The petition for writ of mandamus is denied.



Brian Quinn

Justice

1. For simplification, James Oney, Penny Oney, and James Oney d/b/a B & O Enterprises are collectively referred to as Oney.

2.

Occidental cites various cases purporting to hold that a trial court cannot sever and proceed separately with a compulsory counterclaim. See e.g., Rucker v. Bank One Texas, N.A., 36 S.W.3d 649, 651 (Tex. App.-Waco 2000, pet. denied); Goins v. League Bank and Trust, 857 S.W.2d 628, 630 (Tex. App.-Houston [1st Dist.] 1993, no writ). Each, however, is that of an intermediate court of appeal. And, while they may be informative, we are nonetheless bound to follow the dictate of the Texas Supreme Court. Lubbock County v. Trammel's Lubbock Bail Bonds, 80 S.W.3d 580, 585 (Tex. 2002) (requiring intermediate appellate courts to follow Supreme Court precedent and leave to the Supreme Court the matter of abrogating or modifying its own precedent). So, since McGuire was rendered by the Supreme Court, it controls.

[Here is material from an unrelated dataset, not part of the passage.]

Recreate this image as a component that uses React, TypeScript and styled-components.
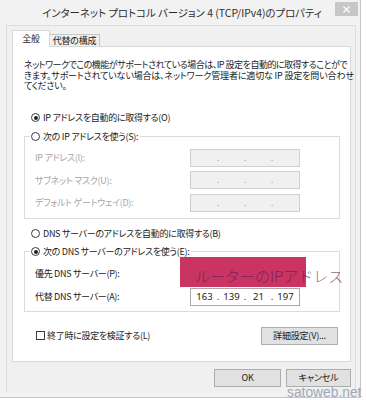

Moreover, the test applied when determining the validity of a severance differs from that applicable to assessing whether a counterclaim is compulsory. Concerning the latter, the court must decide, among other things, if the claims arise from the same transaction or occurrence. Rucker v. Bank One Texas, N.A., 36 S.W.3d 649, 651-52 (Tex. App.-Waco 2000, pet. denied). And, they do if "some of the facts [are] relevant to both claims." Community State Bank v. NSW Inv., L.L.C., 38 S.W.3d 256, 258 (Tex. App. -Texarkana 2001, pet. dism'd w.o.j.) (emphasis added). However, severance is proper if, among other things, the "severed actions are not so interwoven with the other claims that they involve the same facts and issues." Liberty Nat. Fire Ins. Co. v. Akin, 927 S.W.2d 627, 629 (Tex. 1996) (emphasis added). From this, one can see that the propriety of a severance is dependent upon whether the facts and issues underlying each claim are identical. See Saxer v. Nash Phillips-Corpus Co., 678 S.W.2d 736, 739-40 (Tex. App.-Tyler 1984, writ ref'd n.r.e.) (holding that the trial court did not abuse its discretion in severing the claims because the facts and circumstances necessary to prove one claim were not "identical" to those necessary to prove the other). On the other hand, the facts involved in each claim need not be identical to satisfy the compulsory counterclaim test, but only relevant to each other. Simply put, the test used in determining whether a matter should be joined as a compulsory counterclaim is much more liberal in scope than that used to assess the validity of a severance.